• **THE REQUEST**
Leave out every picture, and retype exactly the lines from the line with "What React, TypeScript" through the line with "FileText, LayoutGrid, Sun", both ends included.

• **Code that builds pages**
***

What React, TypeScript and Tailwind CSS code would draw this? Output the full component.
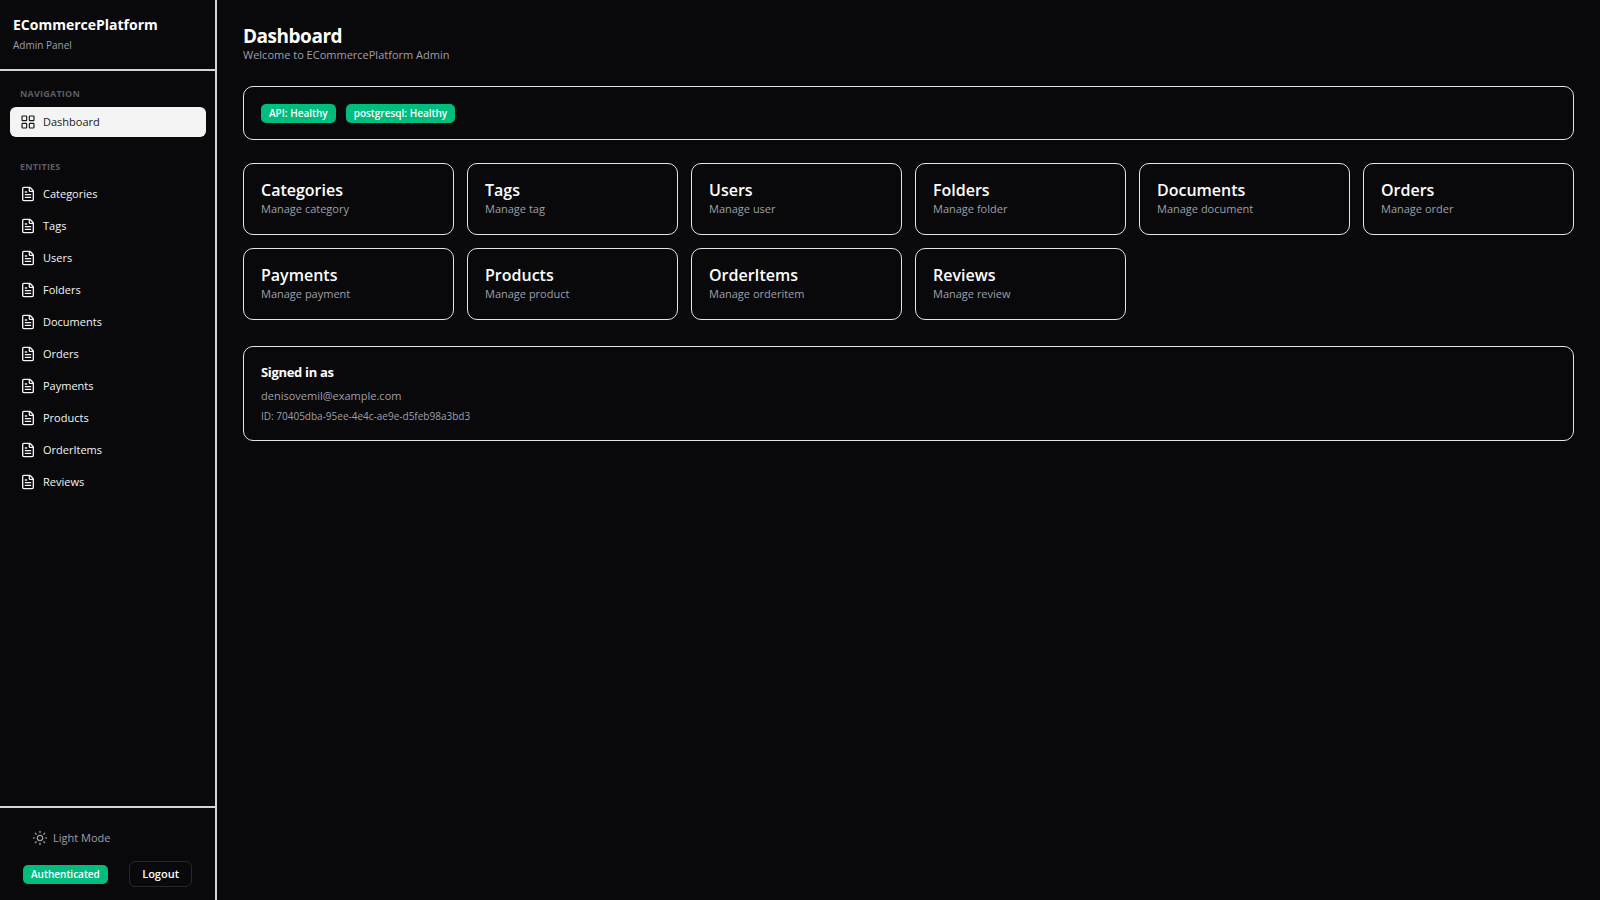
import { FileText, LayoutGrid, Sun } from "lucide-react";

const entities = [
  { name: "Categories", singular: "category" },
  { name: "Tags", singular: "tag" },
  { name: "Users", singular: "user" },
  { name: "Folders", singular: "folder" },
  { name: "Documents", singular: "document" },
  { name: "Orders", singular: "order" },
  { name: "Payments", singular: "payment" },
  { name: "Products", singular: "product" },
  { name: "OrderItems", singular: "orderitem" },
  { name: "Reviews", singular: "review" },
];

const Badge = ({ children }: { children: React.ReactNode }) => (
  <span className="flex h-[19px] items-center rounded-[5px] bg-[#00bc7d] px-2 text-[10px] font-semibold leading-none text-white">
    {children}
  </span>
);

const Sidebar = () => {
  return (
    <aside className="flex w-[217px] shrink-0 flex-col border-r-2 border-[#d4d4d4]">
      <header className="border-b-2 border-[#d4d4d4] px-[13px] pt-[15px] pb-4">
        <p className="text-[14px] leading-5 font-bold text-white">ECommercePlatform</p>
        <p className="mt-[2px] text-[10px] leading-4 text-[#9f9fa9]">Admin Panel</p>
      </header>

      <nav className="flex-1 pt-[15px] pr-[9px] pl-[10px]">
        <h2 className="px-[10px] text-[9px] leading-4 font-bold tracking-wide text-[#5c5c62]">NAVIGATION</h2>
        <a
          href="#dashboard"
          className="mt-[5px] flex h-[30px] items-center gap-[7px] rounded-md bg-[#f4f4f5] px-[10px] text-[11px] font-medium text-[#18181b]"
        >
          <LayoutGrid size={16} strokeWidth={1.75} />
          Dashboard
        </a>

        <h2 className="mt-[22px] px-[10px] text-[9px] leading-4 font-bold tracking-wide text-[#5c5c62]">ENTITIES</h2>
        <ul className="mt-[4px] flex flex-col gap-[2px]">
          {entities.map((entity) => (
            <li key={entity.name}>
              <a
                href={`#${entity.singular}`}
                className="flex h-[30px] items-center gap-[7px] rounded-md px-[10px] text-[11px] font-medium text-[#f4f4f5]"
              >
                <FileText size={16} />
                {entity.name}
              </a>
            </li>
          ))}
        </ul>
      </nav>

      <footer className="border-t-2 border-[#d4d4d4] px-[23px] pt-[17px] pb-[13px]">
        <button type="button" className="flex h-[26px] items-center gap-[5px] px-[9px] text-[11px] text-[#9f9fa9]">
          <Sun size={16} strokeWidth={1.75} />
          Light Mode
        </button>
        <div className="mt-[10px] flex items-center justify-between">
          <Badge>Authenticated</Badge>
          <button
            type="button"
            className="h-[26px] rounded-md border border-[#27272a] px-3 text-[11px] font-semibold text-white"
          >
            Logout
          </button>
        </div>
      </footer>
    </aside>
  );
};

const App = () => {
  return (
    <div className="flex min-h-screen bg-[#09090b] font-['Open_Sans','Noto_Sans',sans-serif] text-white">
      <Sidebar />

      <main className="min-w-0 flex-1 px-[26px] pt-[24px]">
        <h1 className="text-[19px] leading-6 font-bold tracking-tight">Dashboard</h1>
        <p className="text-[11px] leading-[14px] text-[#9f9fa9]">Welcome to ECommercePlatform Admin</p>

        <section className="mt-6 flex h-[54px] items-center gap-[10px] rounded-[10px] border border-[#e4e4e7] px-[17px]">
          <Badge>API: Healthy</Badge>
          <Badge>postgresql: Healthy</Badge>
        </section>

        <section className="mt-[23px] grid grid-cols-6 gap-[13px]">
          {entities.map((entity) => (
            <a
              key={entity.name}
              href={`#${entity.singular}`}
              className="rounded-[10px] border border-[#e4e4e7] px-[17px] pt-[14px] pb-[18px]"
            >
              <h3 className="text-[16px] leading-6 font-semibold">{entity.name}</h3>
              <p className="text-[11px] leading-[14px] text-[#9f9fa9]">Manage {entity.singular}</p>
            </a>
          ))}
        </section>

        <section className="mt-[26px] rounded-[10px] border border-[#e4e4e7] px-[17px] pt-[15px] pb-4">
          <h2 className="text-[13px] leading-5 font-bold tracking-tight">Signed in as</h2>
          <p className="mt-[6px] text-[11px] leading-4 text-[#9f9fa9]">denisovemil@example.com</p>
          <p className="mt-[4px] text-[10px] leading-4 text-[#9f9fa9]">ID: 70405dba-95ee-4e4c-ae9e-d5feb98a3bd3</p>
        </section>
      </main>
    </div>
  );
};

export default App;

***

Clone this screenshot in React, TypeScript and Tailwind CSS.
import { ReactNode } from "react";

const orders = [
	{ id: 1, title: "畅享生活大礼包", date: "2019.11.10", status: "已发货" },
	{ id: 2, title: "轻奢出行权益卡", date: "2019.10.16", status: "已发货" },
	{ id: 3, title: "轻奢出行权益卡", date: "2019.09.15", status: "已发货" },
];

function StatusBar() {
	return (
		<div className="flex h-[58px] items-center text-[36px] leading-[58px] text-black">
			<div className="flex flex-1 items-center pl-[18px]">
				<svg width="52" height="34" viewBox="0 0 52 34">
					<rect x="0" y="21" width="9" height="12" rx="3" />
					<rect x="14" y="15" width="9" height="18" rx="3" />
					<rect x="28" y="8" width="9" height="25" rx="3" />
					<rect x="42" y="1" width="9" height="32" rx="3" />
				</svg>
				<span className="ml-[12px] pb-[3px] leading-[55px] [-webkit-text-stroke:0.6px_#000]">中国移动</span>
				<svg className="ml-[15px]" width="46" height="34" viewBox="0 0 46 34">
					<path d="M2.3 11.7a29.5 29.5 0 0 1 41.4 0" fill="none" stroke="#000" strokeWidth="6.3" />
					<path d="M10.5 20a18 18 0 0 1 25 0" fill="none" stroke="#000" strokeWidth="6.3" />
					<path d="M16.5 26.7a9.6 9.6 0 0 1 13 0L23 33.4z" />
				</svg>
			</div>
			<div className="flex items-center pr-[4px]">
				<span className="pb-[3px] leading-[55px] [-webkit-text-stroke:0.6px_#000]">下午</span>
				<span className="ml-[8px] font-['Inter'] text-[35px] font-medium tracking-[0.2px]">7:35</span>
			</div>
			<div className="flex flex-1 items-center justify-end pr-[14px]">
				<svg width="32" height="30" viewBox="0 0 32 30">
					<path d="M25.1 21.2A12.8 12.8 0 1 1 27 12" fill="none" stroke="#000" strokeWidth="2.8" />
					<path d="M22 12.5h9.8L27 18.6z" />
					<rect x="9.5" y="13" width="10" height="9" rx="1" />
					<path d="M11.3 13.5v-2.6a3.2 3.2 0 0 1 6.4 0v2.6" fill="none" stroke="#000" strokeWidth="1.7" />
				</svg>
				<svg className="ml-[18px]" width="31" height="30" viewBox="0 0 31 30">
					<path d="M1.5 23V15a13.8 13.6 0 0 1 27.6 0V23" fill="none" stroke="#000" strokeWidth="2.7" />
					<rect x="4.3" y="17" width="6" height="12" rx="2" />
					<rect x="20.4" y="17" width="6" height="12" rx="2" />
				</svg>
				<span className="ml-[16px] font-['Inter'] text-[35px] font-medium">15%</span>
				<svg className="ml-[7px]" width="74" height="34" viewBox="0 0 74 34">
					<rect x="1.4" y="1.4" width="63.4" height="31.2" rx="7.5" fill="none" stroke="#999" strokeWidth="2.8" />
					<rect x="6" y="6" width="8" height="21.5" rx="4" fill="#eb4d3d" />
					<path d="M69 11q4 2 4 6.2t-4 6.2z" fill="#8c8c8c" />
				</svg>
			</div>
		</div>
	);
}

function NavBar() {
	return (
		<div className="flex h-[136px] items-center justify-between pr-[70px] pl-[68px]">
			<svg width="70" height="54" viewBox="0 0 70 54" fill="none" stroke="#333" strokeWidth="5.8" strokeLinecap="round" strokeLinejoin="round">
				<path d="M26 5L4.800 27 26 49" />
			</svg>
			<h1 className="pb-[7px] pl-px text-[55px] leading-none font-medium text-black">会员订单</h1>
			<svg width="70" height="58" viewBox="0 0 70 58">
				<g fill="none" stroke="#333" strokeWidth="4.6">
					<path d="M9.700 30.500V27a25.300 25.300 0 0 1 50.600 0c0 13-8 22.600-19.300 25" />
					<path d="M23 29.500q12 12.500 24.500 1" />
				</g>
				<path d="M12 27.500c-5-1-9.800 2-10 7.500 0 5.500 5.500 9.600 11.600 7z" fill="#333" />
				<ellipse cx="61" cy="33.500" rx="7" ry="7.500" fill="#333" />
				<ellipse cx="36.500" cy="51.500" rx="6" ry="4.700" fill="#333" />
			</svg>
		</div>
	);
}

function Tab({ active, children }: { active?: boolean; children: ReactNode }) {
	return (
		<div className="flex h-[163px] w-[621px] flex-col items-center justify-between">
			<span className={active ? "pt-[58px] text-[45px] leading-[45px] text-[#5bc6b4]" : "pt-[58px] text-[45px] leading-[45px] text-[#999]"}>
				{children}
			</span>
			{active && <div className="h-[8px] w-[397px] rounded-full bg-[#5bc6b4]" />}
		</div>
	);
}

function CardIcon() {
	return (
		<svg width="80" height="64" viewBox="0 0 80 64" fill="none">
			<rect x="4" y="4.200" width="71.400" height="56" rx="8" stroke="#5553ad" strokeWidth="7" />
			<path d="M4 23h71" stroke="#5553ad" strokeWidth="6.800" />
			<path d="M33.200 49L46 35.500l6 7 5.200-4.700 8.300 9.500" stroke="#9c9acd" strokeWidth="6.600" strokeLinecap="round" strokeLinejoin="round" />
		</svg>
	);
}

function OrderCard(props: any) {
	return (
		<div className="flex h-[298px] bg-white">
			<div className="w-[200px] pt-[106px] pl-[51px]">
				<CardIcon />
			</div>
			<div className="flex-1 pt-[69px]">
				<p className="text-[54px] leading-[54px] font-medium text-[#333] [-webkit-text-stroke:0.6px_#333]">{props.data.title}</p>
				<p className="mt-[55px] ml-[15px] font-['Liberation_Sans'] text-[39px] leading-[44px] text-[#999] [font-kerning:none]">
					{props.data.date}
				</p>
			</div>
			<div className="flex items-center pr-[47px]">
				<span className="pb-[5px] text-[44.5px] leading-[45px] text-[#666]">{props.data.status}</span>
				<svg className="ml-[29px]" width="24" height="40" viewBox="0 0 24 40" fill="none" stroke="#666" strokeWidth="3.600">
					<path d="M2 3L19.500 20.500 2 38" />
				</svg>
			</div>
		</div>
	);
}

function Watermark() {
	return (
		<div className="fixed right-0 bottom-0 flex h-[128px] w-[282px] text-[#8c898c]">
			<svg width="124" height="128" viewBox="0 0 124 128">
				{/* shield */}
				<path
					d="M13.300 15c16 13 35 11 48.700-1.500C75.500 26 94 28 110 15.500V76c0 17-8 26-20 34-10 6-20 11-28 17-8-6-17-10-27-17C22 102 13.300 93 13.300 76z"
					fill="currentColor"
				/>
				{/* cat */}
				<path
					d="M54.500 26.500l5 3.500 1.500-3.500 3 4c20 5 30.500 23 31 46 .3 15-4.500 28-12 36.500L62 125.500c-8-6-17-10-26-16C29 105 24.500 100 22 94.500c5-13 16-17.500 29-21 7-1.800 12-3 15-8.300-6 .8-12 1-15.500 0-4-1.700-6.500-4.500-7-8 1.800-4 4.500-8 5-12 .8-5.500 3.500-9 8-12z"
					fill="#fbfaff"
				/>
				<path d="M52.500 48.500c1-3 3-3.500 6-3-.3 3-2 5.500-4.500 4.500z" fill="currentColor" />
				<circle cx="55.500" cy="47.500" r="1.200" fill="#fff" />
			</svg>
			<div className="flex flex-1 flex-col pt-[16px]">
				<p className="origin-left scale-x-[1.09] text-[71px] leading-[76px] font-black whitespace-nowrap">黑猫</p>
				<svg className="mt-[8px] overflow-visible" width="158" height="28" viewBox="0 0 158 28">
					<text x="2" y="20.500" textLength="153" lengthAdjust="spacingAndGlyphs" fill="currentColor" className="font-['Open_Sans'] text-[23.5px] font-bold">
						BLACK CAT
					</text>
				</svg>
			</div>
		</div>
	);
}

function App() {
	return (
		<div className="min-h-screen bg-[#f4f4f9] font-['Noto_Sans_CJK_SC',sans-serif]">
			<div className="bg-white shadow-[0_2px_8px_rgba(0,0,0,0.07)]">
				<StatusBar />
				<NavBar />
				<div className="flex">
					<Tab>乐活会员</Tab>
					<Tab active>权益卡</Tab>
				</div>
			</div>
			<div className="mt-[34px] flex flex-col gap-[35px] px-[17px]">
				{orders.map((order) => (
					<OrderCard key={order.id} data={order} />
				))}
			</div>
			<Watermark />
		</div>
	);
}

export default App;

***

• **FINISHED TASK**
What React, TypeScript and Tailwind CSS code would draw this? Output the full component.
import { FileText, LayoutGrid, Sun } from "lucide-react";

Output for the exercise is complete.